BEGIN SOURCE DATA

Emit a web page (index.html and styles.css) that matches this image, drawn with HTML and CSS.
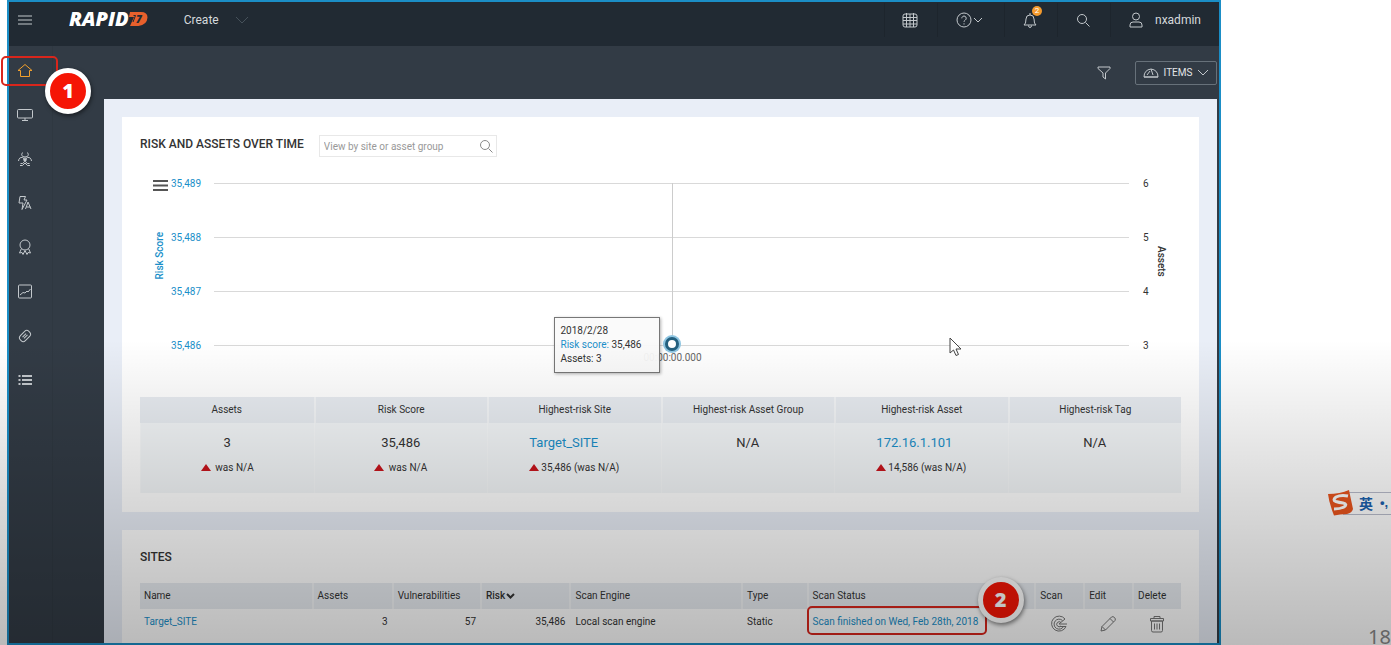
FILE: index.html
```html
<!DOCTYPE html>
<html lang="en">
<head>
  <meta charset="UTF-8">
  <title>Security Console</title>
  <meta name="viewport" content="width=device-width, initial-scale=1.0">
  <link rel="stylesheet" href="styles.css">
</head>
<body>
  <div class="app">
    <header class="topbar">
      <button class="menu-btn" aria-label="Menu">
        <svg class="icon" width="16" height="16" viewBox="0 0 16 16"><path d="M1 4h14M1 8h14M1 12h14"/></svg>
      </button>
      <a href="#" class="logo">RAPID<svg width="19" height="14" viewBox="0 0 19 14">
          <path d="M1 0h11q6.500 0 6.500 5.500Q18 13 9.500 14H1l4-9H0z" fill="#e8602c"/>
          <path d="M4.500 3.500h2L4 10" stroke="#212a33"/>
          <text x="7" y="11" class="logo-seven">7</text>
        </svg></a>
      <button class="create-btn">Create
        <svg class="icon dim" width="14" height="8" viewBox="0 0 14 8"><path d="M1 1l6 6 6-6"/></svg>
      </button>
      <nav class="tools">
        <button class="tool" aria-label="Calendar">
          <svg class="icon" width="16" height="16" viewBox="0 0 16 16"><rect x="1" y="2" width="14" height="13" rx="2"/><path d="M1 5.500h14M1 8.500h14M1 12h14M4.500 1v14M8 2v13M11.500 1v14"/></svg>
        </button>
        <button class="tool tool-help" aria-label="Help">
          <svg class="icon" width="27" height="16" viewBox="0 0 27 16"><circle cx="8" cy="8" r="7"/><path d="M5.800 6.300a2.200 2.200 0 1 1 3.400 1.800Q8 8.800 8 9.800M8 11.300v1.200M18 6l4 4 4-4"/></svg>
        </button>
        <button class="tool" aria-label="Notifications">
          <svg class="icon" width="16" height="16" viewBox="0 0 16 16"><path d="M2 13q2-1 2-6 0-4 4-4t4 4q0 5 2 6zM8 3V1M6.500 13.500q0 2 1.500 2t1.500-2"/></svg>
          <span class="count">2</span>
        </button>
        <button class="tool" aria-label="Search">
          <svg class="icon" width="14" height="14" viewBox="0 0 14 14"><circle cx="6" cy="6" r="4.500"/><path d="M9.500 9.500l4 4"/></svg>
        </button>
        <button class="tool tool-user">
          <svg class="icon" width="14" height="16" viewBox="0 0 14 16"><circle cx="7" cy="4.500" r="3.500"/><path d="M1 15v-2q0-3 3-3h6q3 0 3 3v2z"/></svg>
          nxadmin
        </button>
      </nav>
    </header>

    <div class="body">
      <nav class="sidebar">
        <a href="#" class="side-link active" aria-label="Home">
          <svg class="icon" width="16" height="16" viewBox="0 0 16 16"><path d="M1 7.500l7-6 7 6h-2.500v6h-9v-6z"/></svg>
          <span class="mark mark-home"></span>
          <span class="step step-one">1</span>
        </a>
        <a href="#" class="side-link" aria-label="Assets">
          <svg class="icon" width="16" height="16" viewBox="0 0 16 16"><rect x=".5" y="2.500" width="15" height="8.500" rx="1"/><path d="M8 11v2.500M5 13.500h6"/></svg>
        </a>
        <a href="#" class="side-link" aria-label="Vulnerabilities">
          <svg class="icon" width="16" height="16" viewBox="0 0 16 16"><path d="M5.500 1.500q-2.500 4 2.500 4.500 5-.5 2.500-4.500M1.500 10q.5-4 4-3.500 3 1 2 4-1.500 3-4 2M14.500 10q-.5-4-4-3.500-3 1-2 4 1.500 3 4 2M3 14.500h2.500L8 12l2.500 2.500H13"/><circle cx="8" cy="8.500" r="1.500"/></svg>
        </a>
        <a href="#" class="side-link" aria-label="Policies">
          <svg class="icon" width="16" height="16" viewBox="0 0 16 16"><path d="M3 1.500h5.500L7 5h3l-5 9.500 1-6.500H2zM8.500 14l2.500-7 3 7M9.500 12h4"/></svg>
        </a>
        <a href="#" class="side-link" aria-label="Goals">
          <svg class="icon" width="16" height="16" viewBox="0 0 16 16"><circle cx="8" cy="6" r="5"/><path d="M4.500 9.500L2.500 14l2.500-.5 1 2L8 11.500l2 4 1-2 2.500.5-2-4.500"/></svg>
        </a>
        <a href="#" class="side-link" aria-label="Reports">
          <svg class="icon" width="16" height="16" viewBox="0 0 16 16"><rect x="1.500" y="2" width="13" height="13" rx="1"/><path d="M3 12l3-2.500 2 .5 2-2 1 1 2.500-3"/></svg>
        </a>
        <a href="#" class="side-link" aria-label="Tickets">
          <svg class="icon" width="16" height="16" viewBox="0 0 16 16"><g transform="rotate(-45 8 9)"><rect x="2" y="5.500" width="12" height="7" rx="3"/><path d="M5.500 8h5M5.500 10h5"/></g></svg>
        </a>
        <a href="#" class="side-link" aria-label="Administration">
          <svg class="icon heavy" width="16" height="16" viewBox="0 0 16 16"><path d="M1.500 5h2M5 5h10M1.500 9h2M5 9h10M1.500 13h2M5 13h10"/></svg>
        </a>
      </nav>

      <main class="main">
        <div class="toolbar">
          <button class="filter-btn" aria-label="Filter">
            <svg class="icon" width="14" height="14" viewBox="0 0 14 14"><path d="M1 1h12v1.500L8.500 7v6L6 11V7L1 2.500z"/></svg>
          </button>
          <button class="items-btn">
            <svg class="icon" width="16" height="12" viewBox="0 0 16 12"><path d="M1 10q0-7 7-8 7 1 7 8zM8 2l2 6M4 8l3-4M1 10h14"/></svg>
            ITEMS
            <svg class="icon" width="12" height="8" viewBox="0 0 12 8"><path d="M1 1l5 5 5-5"/></svg>
          </button>
        </div>

        <div class="content">
          <section class="card">
            <div class="card-head">
              <h2>RISK AND ASSETS OVER TIME</h2>
              <div class="search">
                <input type="text" placeholder="View by site or asset group" aria-label="View by site or asset group">
                <svg width="14" height="14" viewBox="0 0 14 14"><circle cx="6" cy="6" r="4.500"/><path d="M9.500 9.500l4 4"/></svg>
              </div>
            </div>

            <div class="chart">
              <div class="axis-side">
                <button class="chart-menu" aria-label="Chart menu">
                  <svg width="15" height="13" viewBox="0 0 15 13"><path d="M0 2h15M0 6.500h15M0 11h15"/></svg>
                </button>
                <span class="axis-title axis-risk">Risk Score</span>
              </div>
              <div class="scale scale-risk">
                <span>35,489</span>
                <span>35,488</span>
                <span>35,487</span>
                <span>35,486</span>
              </div>
              <div class="plot">
                <div class="line"></div>
                <div class="line"></div>
                <div class="line"></div>
                <div class="line"></div>
                <div class="crosshair"></div>
                <div class="point"></div>
                <span class="time">00:00:00.000</span>
                <div class="tooltip">
                  <div>2018/2/28</div>
                  <div><span class="blue">Risk score:</span> 35,486</div>
                  <div>Assets: 3</div>
                </div>
                <svg class="pointer" width="14" height="20" viewBox="0 0 14 20"><path d="M1 1v15l3.500-3 2.500 5.500 2.500-1L7 12h5z"/></svg>
              </div>
              <div class="scale scale-assets">
                <span>6</span>
                <span>5</span>
                <span>4</span>
                <span>3</span>
              </div>
              <span class="axis-title axis-assets">Assets</span>
            </div>

            <table class="summary">
              <thead>
                <tr>
                  <th>Assets</th>
                  <th>Risk Score</th>
                  <th>Highest-risk Site</th>
                  <th>Highest-risk Asset Group</th>
                  <th>Highest-risk Asset</th>
                  <th>Highest-risk Tag</th>
                </tr>
              </thead>
              <tbody>
                <tr>
                  <td>
                    <div class="value">3</div>
                    <div class="delta"><i class="up"></i> was N/A</div>
                  </td>
                  <td>
                    <div class="value">35,486</div>
                    <div class="delta"><i class="up"></i> was N/A</div>
                  </td>
                  <td>
                    <div class="stat">
                      <a href="#" class="value">Target_SITE</a>
                      <div class="delta"><i class="up"></i>35,486 (was N/A)</div>
                    </div>
                  </td>
                  <td><div class="value">N/A</div></td>
                  <td>
                    <div class="stat">
                      <a href="#" class="value">172.16.1.101</a>
                      <div class="delta"><i class="up"></i>14,586 (was N/A)</div>
                    </div>
                  </td>
                  <td><div class="value">N/A</div></td>
                </tr>
              </tbody>
            </table>
          </section>

          <section class="card card-sites">
            <h2>SITES</h2>
            <table class="sites">
              <colgroup>
                <col class="c-name">
                <col class="c-assets">
                <col class="c-vulns">
                <col class="c-risk">
                <col class="c-engine">
                <col class="c-type">
                <col class="c-status">
                <col class="c-action">
                <col class="c-action">
                <col class="c-action">
              </colgroup>
              <thead>
                <tr>
                  <th>Name</th>
                  <th>Assets</th>
                  <th>Vulnerabilities</th>
                  <th class="sorted">Risk<svg width="9" height="6" viewBox="0 0 9 6"><path d="M1 1l3.500 3.500L8 1"/></svg></th>
                  <th>Scan Engine</th>
                  <th>Type</th>
                  <th>Scan Status</th>
                  <th>Scan</th>
                  <th>Edit</th>
                  <th>Delete</th>
                </tr>
              </thead>
              <tbody>
                <tr>
                  <td><a href="#">Target_SITE</a></td>
                  <td class="num">3</td>
                  <td class="num">57</td>
                  <td class="num">35,486</td>
                  <td>Local scan engine</td>
                  <td>Static</td>
                  <td class="status">
                    <a href="#">Scan finished on Wed, Feb 28th, 2018</a>
                    <span class="mark mark-status"></span>
                    <span class="step step-two">2</span>
                  </td>
                  <td class="action">
                    <button aria-label="Scan"><svg width="18" height="18" viewBox="0 0 18 18"><path d="M15 4A7.500 7.500 0 1 0 16 11.500H9.500M12.500 5.500A5 5 0 1 0 13.500 11.500M11 7.500a2.500 2.500 0 1 0 0 3.500M9 9h8M9 9l6-5"/></svg></button>
                  </td>
                  <td class="action">
                    <button aria-label="Edit"><svg width="18" height="18" viewBox="0 0 18 18"><path d="M2 16l1-4.500L12.500 2q1.500-1 3 .5t.5 3L6.500 15zM11 3.500l3.500 3.500M3 11.500L6.500 15"/></svg></button>
                  </td>
                  <td class="action">
                    <button aria-label="Delete"><svg width="18" height="18" viewBox="0 0 18 18"><path d="M3.500 6h11v9.500q0 1.500-1.500 1.500H5q-1.500 0-1.500-1.500zM2.500 3.500h13V6h-13zM6 3.500V1.500h6v2M6.500 8.500v6M9 8.500v6M11.500 8.500v6"/></svg></button>
                  </td>
                </tr>
              </tbody>
            </table>
          </section>
        </div>
      </main>
    </div>
  </div>

  <div class="ime">
    <svg width="28" height="28" viewBox="0 0 28 28">
      <path d="M1 5q12 0 21-4 1 5 4 19-1 4-6 5-7 0-13 1.500Q2 14 1 5z" fill="#e9541d"/>
      <path d="M21 7q-7-1.500-12 1-4 3 0 4.500 3 1 7 1.500 5 1 1 4-4 2-10 2" stroke="#fff" stroke-width="3"/>
    </svg>
    <span class="ime-lang" lang="zh">英</span>
    <span class="ime-punct">•,</span>
  </div>
  <span class="page-no">18</span>
  <div class="shade"></div>
</body>
</html>
```
FILE: styles.css
```css
* {
  box-sizing: border-box;
}

body {
  margin: 0;
  min-height: 100vh;
  position: relative;
  overflow: hidden;
  background: #fff;
  color: #333;
  font-family: Roboto, sans-serif;
  font-size: 10px;
  line-height: 14px;
}

button {
  padding: 0;
  border: 0;
  background: none;
  color: inherit;
  font: inherit;
}

a {
  color: #1a8fc9;
  text-decoration: none;
}

h2 {
  margin: 0;
  font-size: 12px;
  font-weight: 500;
  line-height: 18px;
}

svg {
  fill: none;
}

.icon {
  stroke: #c3c8cc;
  stroke-width: 1;
}

.icon.dim {
  stroke: #46515a;
}

.icon.heavy {
  stroke-width: 2;
}

.app {
  margin: 0 170px 0 7px;
  border: 2px solid #1b8ec6;
  background: #323b45;
}

/* top bar */

.topbar {
  display: flex;
  align-items: center;
  height: 44px;
  padding-bottom: 8px;
  background: #212a33;
  color: #d5d9dc;
  font-size: 12px;
}

.menu-btn {
  display: flex;
  justify-content: center;
  width: 32px;
}

.logo {
  display: flex;
  align-items: center;
  margin-left: 28px;
  padding-bottom: 2px;
  color: #fff;
  font-family: "Open Sans", sans-serif;
  font-size: 20px;
  font-style: italic;
  font-weight: 800;
}

.logo-seven {
  fill: #212a33;
  font-size: 10px;
}

.create-btn {
  display: flex;
  align-items: center;
  gap: 16px;
  margin-left: 36px;
}

.tools {
  display: flex;
  margin-left: auto;
}

.tool {
  position: relative;
  display: flex;
  align-items: center;
  justify-content: center;
  width: 53px;
  height: 34px;
  padding-right: 2px;
  border-left: 1px solid #1d252d;
}

.tool-help {
  width: 67px;
  padding-right: 4px;
}

.tool-user {
  gap: 12px;
  width: 109px;
  padding: 0;
}

.count {
  position: absolute;
  top: 3px;
  right: 15px;
  width: 10px;
  height: 10px;
  border-radius: 50%;
  background: #f39a2d;
  color: #fff;
  font-size: 8px;
  line-height: 10px;
}

/* side menu */

.body {
  display: flex;
}

.sidebar {
  display: flex;
  flex-direction: column;
  flex: none;
  width: 44px;
  padding-top: 3px;
  border-right: 1px solid #2f3841;
}

.side-link {
  position: relative;
  display: flex;
  align-items: center;
  height: 44px;
  padding-left: 8px;
}

.side-link.active .icon {
  stroke: #f2a02c;
}

/* numbered marks */

.mark {
  position: absolute;
  border: 2px solid #d9261c;
  border-radius: 5px;
}

.mark-home {
  top: 7px;
  left: -8px;
  width: 57px;
  height: 30px;
}

.step {
  position: absolute;
  z-index: 2;
  width: 46px;
  height: 46px;
  border: 5px solid #fff;
  border-radius: 50%;
  background: #f51505;
  box-shadow: 1px 2px 4px rgba(0, 0, 0, 0.5);
  color: #fff;
  font-family: "Open Sans", sans-serif;
  font-size: 20px;
  font-weight: 800;
  line-height: 36px;
  text-align: center;
}

.step-one {
  top: 19px;
  left: 36px;
}

/* main area */

.main {
  flex: 1;
  min-width: 0;
  padding: 0 2px 0 51px;
}

.toolbar {
  display: flex;
  align-items: center;
  justify-content: flex-end;
  gap: 24px;
  height: 53px;
}

.filter-btn {
  display: flex;
}

.items-btn {
  display: flex;
  align-items: center;
  justify-content: center;
  gap: 5px;
  width: 82px;
  height: 24px;
  border: 1px solid #67717a;
  border-radius: 2px;
  color: #e2e5e7;
}

.content {
  display: flex;
  flex-direction: column;
  gap: 18px;
  padding: 18px 18px 0;
  background: #e9eef7;
}

.card {
  padding: 18px 18px 19px;
  background: #fff;
}

.card-head {
  display: flex;
  gap: 15px;
}

.search {
  position: relative;
  width: 178px;
}

.search input {
  display: block;
  width: 100%;
  height: 22px;
  padding: 0 24px 0 4px;
  border: 1px solid #e8e8e8;
  color: #333;
  font: inherit;
}

.search input::placeholder {
  color: #999;
}

.search svg {
  position: absolute;
  top: 4px;
  right: 4px;
  stroke: #8a8a8a;
}

/* chart */

.chart {
  display: flex;
  height: 216px;
  margin-bottom: 24px;
}

.axis-side {
  display: flex;
  flex-direction: column;
  align-items: center;
  gap: 40px;
  width: 16px;
  margin-left: 12px;
  padding-top: 22px;
}

.chart-menu {
  display: flex;
}

.chart-menu svg {
  stroke: #555;
  stroke-width: 2;
}

.axis-title {
  font-size: 10px;
  font-weight: 500;
  line-height: 14px;
  writing-mode: vertical-rl;
}

.axis-risk {
  color: #1a8fc9;
  transform: rotate(180deg);
}

.axis-assets {
  margin-right: 13px;
  padding-top: 89px;
}

.scale {
  display: flex;
  flex-direction: column;
}

.scale span {
  height: 54px;
  line-height: 54px;
}

.scale-risk {
  width: 46px;
  padding-left: 3px;
  color: #1a8fc9;
}

.scale-assets {
  width: 25px;
  padding-left: 14px;
}

.plot {
  position: relative;
  flex: 1;
}

.line {
  height: 54px;
  padding-top: 26px;
}

.line::before {
  content: "";
  display: block;
  border-top: 1px solid #d9d9d9;
}

.crosshair {
  position: absolute;
  top: 26px;
  left: 50%;
  height: 162px;
  border-left: 1px solid #ccc;
}

.point {
  position: absolute;
  top: 180px;
  left: 50%;
  width: 14px;
  height: 14px;
  margin-left: -7px;
  border: 3px solid #24607f;
  border-radius: 50%;
  background: #fff;
  box-shadow: 0 0 0 2px #8fc6e2;
}

.time {
  position: absolute;
  top: 194px;
  left: 50%;
  margin-left: -28px;
  color: #666;
}

.tooltip {
  position: absolute;
  top: 160px;
  right: 50%;
  width: 106px;
  margin-right: 12px;
  padding: 6px;
  border: 1px solid #777;
  background: rgba(250, 250, 250, 0.95);
  box-shadow: 1px 1px 3px rgba(0, 0, 0, 0.3);
}

.blue {
  color: #1a8fc9;
}

.pointer {
  position: absolute;
  top: 180px;
  left: 80%;
  margin-left: 3px;
  fill: #fff;
  stroke: #444;
}

/* tables */

table {
  width: 100%;
  border-spacing: 0;
  table-layout: fixed;
}

th {
  height: 26px;
  padding: 0;
  border-left: 2px solid #f3f5f7;
  background: #e8ecf1;
  font-weight: 400;
}

th:first-child {
  border-left: 0;
}

.summary td {
  height: 70px;
  padding: 10px 0 0;
  border-left: 1px solid #f7f9fa;
  background: #f3f6f8;
  text-align: center;
  vertical-align: top;
}

.value {
  display: block;
  font-size: 13px;
  line-height: 20px;
}

.stat {
  display: inline-block;
  text-align: left;
}

.delta {
  margin-top: 8px;
}

.up {
  display: inline-block;
  margin-right: 2px;
  border-right: 5px solid transparent;
  border-bottom: 7px solid #c8141c;
  border-left: 5px solid transparent;
}

.card-sites {
  padding-bottom: 8px;
}

.card-sites h2 {
  margin-bottom: 17px;
}

.sites th,
.sites td {
  padding: 0 4px;
  text-align: left;
  white-space: nowrap;
}

.sites td {
  height: 26px;
}

.sites td + td {
  padding-left: 6px;
}

.sites .num {
  text-align: right;
}

.sites .sorted {
  font-weight: 500;
}

.sorted svg {
  margin-left: 1px;
  stroke: #333;
  stroke-width: 2;
}

.sites .action {
  padding: 4px 0 0;
  text-align: center;
}

.action button {
  display: flex;
  margin: 0 auto;
}

.action svg {
  stroke: #777;
}

.c-name { width: 16.5%; }
.c-assets { width: 7.7%; }
.c-vulns { width: 8.5%; }
.c-risk { width: 8.6%; }
.c-engine { width: 16.5%; }
.c-type { width: 6.3%; }
.c-status { width: 21.9%; }
.c-action { width: 4.7%; }

.status {
  position: relative;
}

.mark-status {
  top: -3px;
  left: 0;
  width: 180px;
  height: 29px;
}

.step-two {
  top: -32px;
  left: 171px;
}

/* input method bar and page number on the right */

.ime {
  position: absolute;
  top: 489px;
  right: 0;
  display: flex;
  align-items: center;
  gap: 4px;
  width: 64px;
  color: #1c62ae;
  font-family: "Noto Sans CJK SC", sans-serif;
  font-size: 14px;
  font-weight: 700;
  white-space: nowrap;
}

.ime::before {
  content: "";
  position: absolute;
  top: 3px;
  right: 0;
  bottom: 2px;
  left: 16px;
  border: solid #b9bccb;
  border-width: 1px 0;
}

.ime svg {
  position: relative;
  flex: none;
}

.ime-punct {
  margin-left: 3px;
  font-family: "Liberation Sans", sans-serif;
  font-size: 13px;
}

.page-no {
  position: absolute;
  right: 0;
  bottom: -6px;
  color: #888;
  font-family: "Noto Sans", sans-serif;
  font-size: 20px;
  line-height: 28px;
}

.shade {
  position: absolute;
  right: 0;
  bottom: 0;
  left: 0;
  z-index: 5;
  height: 305px;
  background: linear-gradient(rgba(0, 0, 0, 0), rgba(0, 0, 0, 0.15) 52%, rgba(0, 0, 0, 0.27));
  pointer-events: none;
}
```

END SOURCE DATA

### PROBLEM STATEMENT
Search the lines above for the string "page", then show every one that has it.

### FULL ANSWER
Emit a web page (index.html and styles.css) that matches this image, drawn with HTML and CSS.
  <span class="page-no">18</span>
/* input method bar and page number on the right */
.page-no {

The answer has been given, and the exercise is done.